The first dives of the trip were a real eye opener for many. For Brian “I don’t get Narked” Wilcox it was his first sense of narcosis and for Christos “I check everything” Kardana this was a great illustration of what happens to expensive video mounted underwater torches when you leave the caps out. Oh dear; no longer torches but expensive water holders. If you watch the video in future and wonder why some parts are dark then that’s why.

The most aggressive dive of the trip was a thirty (30) minute bottom time at sixty (60) meters one hundred ninety eight (198) feet. Below is a sample of that dive and what our decompression obligation looked like.
Descend to 60 for 3.0 (3.0) using 21/0/79
Level at 60 for 27.0 (30.0) using 21/0/79
Stop at 36 for 1 (33.0) using 21/0/79
Stop at 33 for 2 (35.0) using 36/0/64
Stop at 30 for 2 (37.0) using 36/0/64
Stop at 27 for 2 (39.0) using 36/0/64
Stop at 24 for 2 (41.0) using 36/0/64
Stop at 21 for 4 (45.0) using 36/0/64
Stop at 18 for 4 (49.0) using 36/0/64
Stop at 15 for 6 (55.0) using 36/0/64
Stop at 12 for 9 (64.0) using 36/0/64
Stop at 9 for 12 (76.0) using 36/0/64
Stop at 6 for 26 (102.0) using 100/0/0

*Simulated Profile, Do Not Use!

As the dives continued Brian was exposed to more challenges including wreck penetration and recovery skills.
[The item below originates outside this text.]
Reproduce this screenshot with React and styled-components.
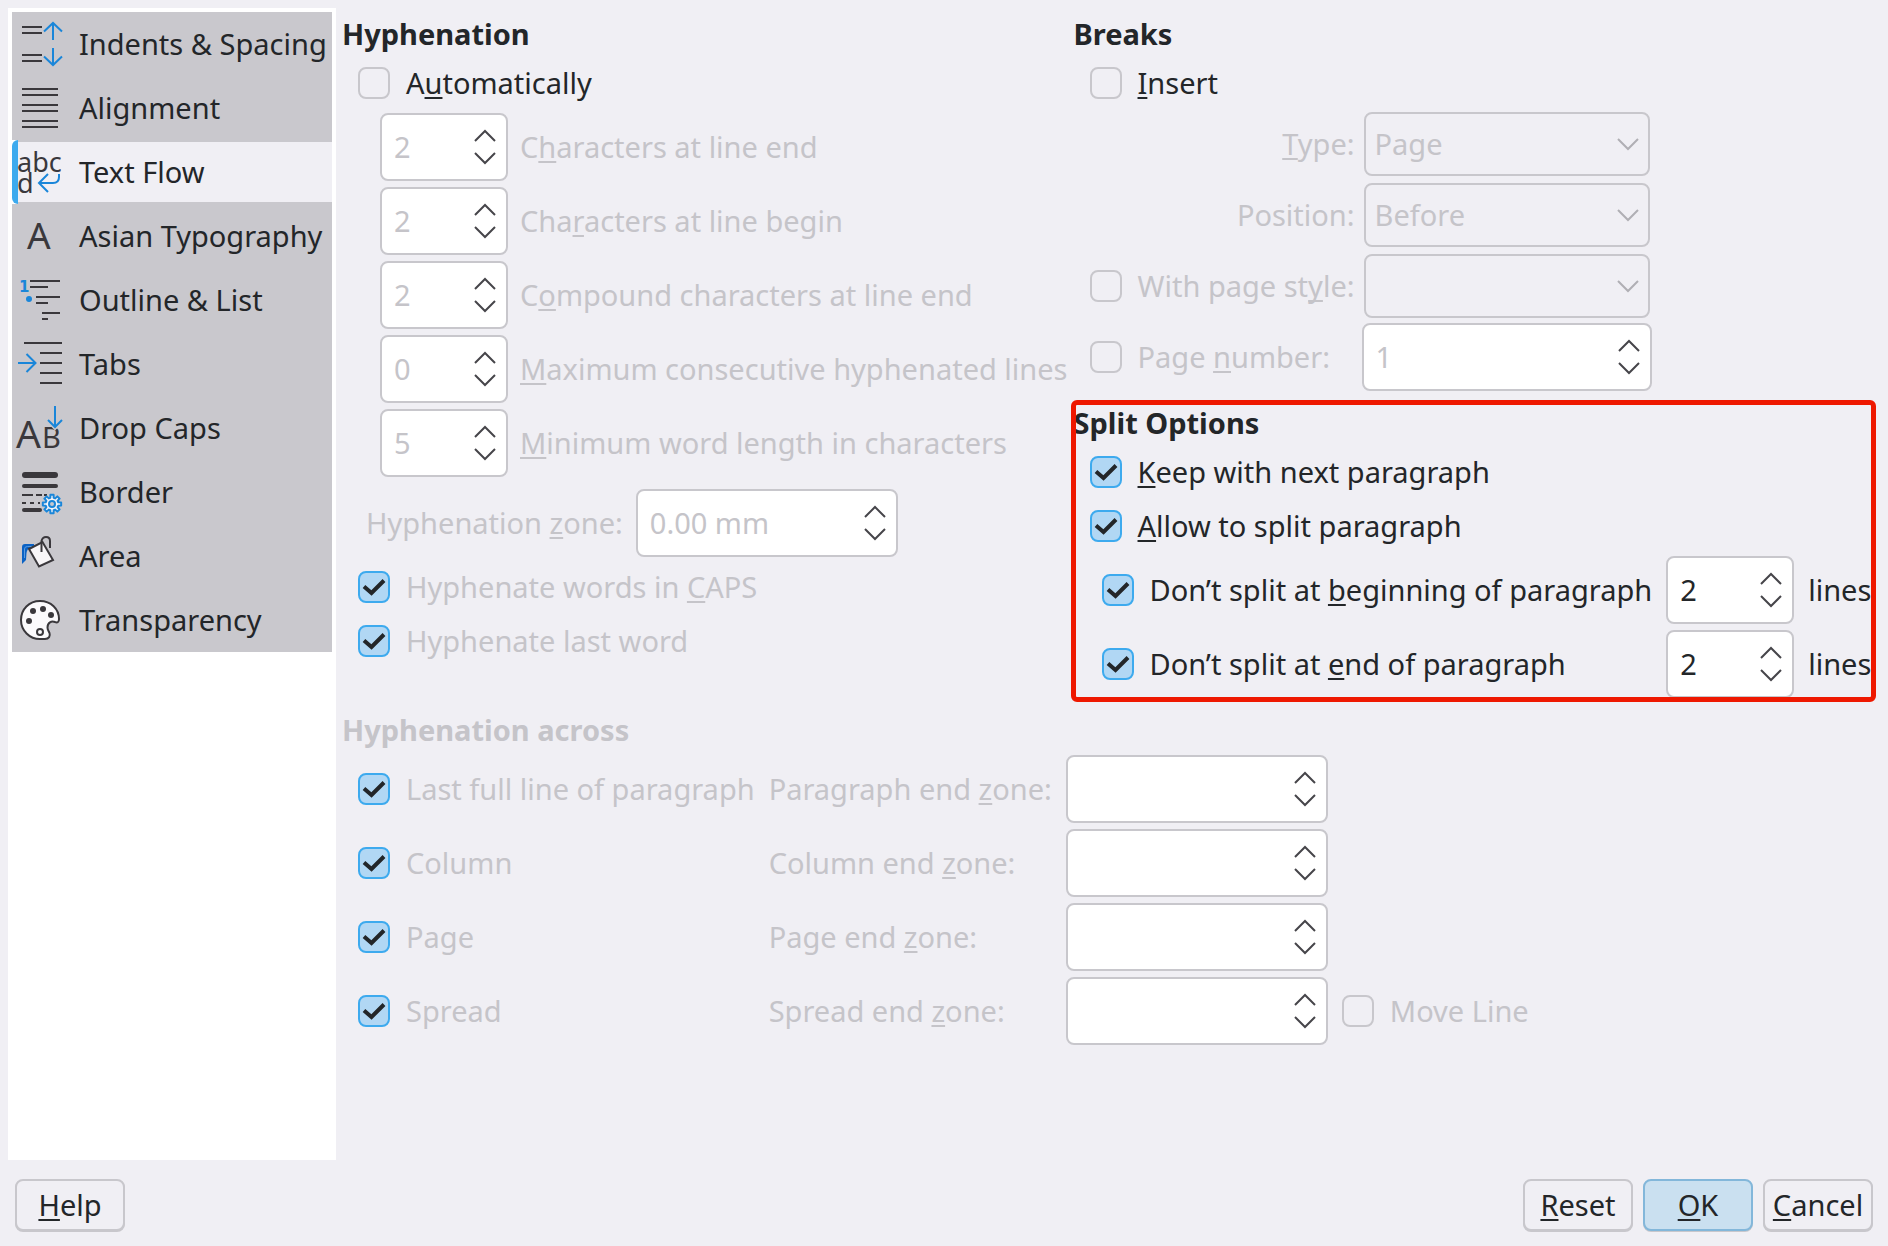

Brian was skeptical at first with regardS to penetrating the wreck but once inside he was impossible to get out; the true calling for a wreck diver.

During these dives Christos continued to film above and below the ocean and is in the process of putting together a video of this trip and the HTMS Pangan.

Once again it was a perfect trip with great sun, good times and narcosis induced diving, all with thanks to the MV Trident and its crew.